Hacker News new | ask | show | jobs
by el_pollo_diablo 885 days ago
There are many problems with this concurrent queue. Here are a few I found in a cursory reading.

In order to enqueue an element, you have to change two atomic pointers: tail->next and tail. That cannot be done atomically.

enqueue() assumes that the queue is not empty.

enqueue() happily overwrites current_tail->next even if it is not null (which may happen if some other producer has enqueued something since we read current_tail).

Then there is the old-time favourite ABA problem.

By the way, when used in a loop, compare_exchange_weak is preferred to compare_exchange_strong, and there is no need to reload the atomic every time: compare_exchange_* do that for you by updating the argument containing the expected value.

4 comments

> In order to enqueue an element, you have to change two atomic pointers: tail->next and tail. That cannot be done atomically.
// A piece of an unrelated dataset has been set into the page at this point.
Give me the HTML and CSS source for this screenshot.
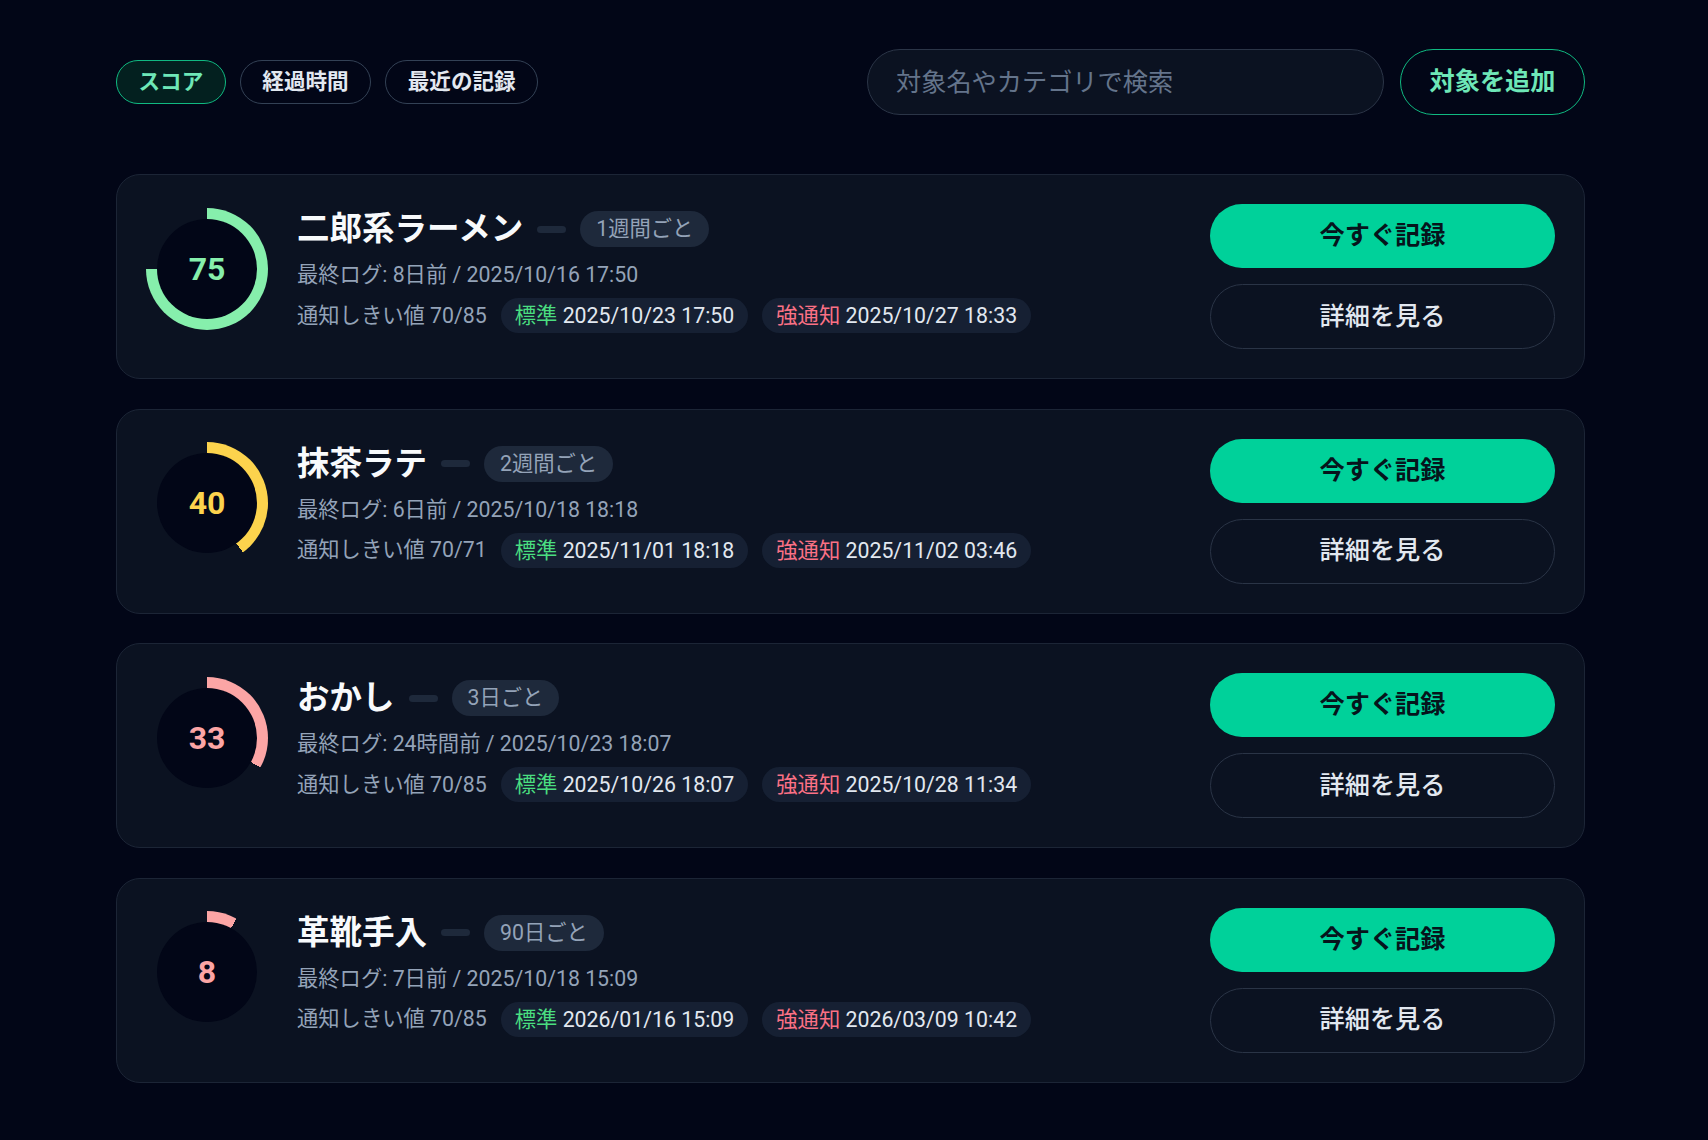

With added indirection, there are ways of doing this atomically.

I'm surprised more people are not calling out

"enqueue() happily overwrites current_tail->next even if it is not null (which may happen if some other producer has enqueued something since we read current_tail)."

Its probably one of the bigger problems of this queue, basically negates the whole structure with this bug.

That concurrent queue is only there to illustrate usage of CAS in a data structure. I think having an actual implementation of a concurrent queue along with handling the ABA problem might be an entirely separate post.

I added in a note about the ABA problem but perhaps you're seeing a cached version of the post.

Ignoring the ABA problem, given the implementation of `new` and `delete` are blocking, so is the queue.
This is a great point. Technically you could replace your allocator with jemalloc or something similar, but most people probably don't.

Memory allocation gets forgotten in the "lock free" algorithms all the time, especially in java where allocation is forgotten about and brushed aside.

I think that the point rather was not to use any allocation in critical sections since allocator implementations are not lock-free or wait-free.

https://github.com/jemalloc/jemalloc/blob/dev/src/mutex.c

That was their point and that was my point.

Just because jemalloc has a mutex.c file, that doesn't mean that common paths aren't meant to be lock free and in the case of lots of little allocations that can go into small bucket sizes in jemalloc they should be.

It is still putting your head in the sand since at some point they have to go to the OS and map in memory which should lock and lots of small allocations are a terrible way to anything for performance, but it is possible to have some paths in an allocator not have locks.

Also if there are thread local heaps, those won't lock either.

You said

> Technically you could replace your allocator with jemalloc or something similar, but most people probably don't.

which suggests that the new/delete "blocking" nature can be solved just by replacing it with the jemalloc. That's nonsense because new/delete in itself is a plain stupid wrapper around the malloc/free. So, I still don't get the point of your commentary. It reads flawed and contradicting.

Nothing I said contradicts anything. I'm not sure where the disconnect is.

I didn't say replace new and delete with jemalloc, I said replace your allocator with jemalloc, which would mean new and delete end up calling that instead. This is a common and easy use of a different malloc implementation and is something I and many other people have done. jemalloc is also not the only allocator replacement and not the only one to focus on concurrency (tcmalloc and ptmalloc). There are also allocators like windows' built in thread local heaps. Some default malloc implementations now have some concurrency built in so they don't usually block.

What this comes down to is that new and delete don't have to block (in the common execution path) because the underlying allocator doesn't have to. This is a well worn problem and I have seen first hand parallel programs go from only using a single core while executing due to the default allocator blocking on every call to all cores being used with a new allocator. It is a problem created by too much allocation but the different implementations do deliver on their promise.

This is a separate issue from "lock free data structures" using memory allocation on every transaction which is a poor way to make any data structure and pushes a lot of the concurrency issues on to the memory allocator.

Hope that helps and that you learned something.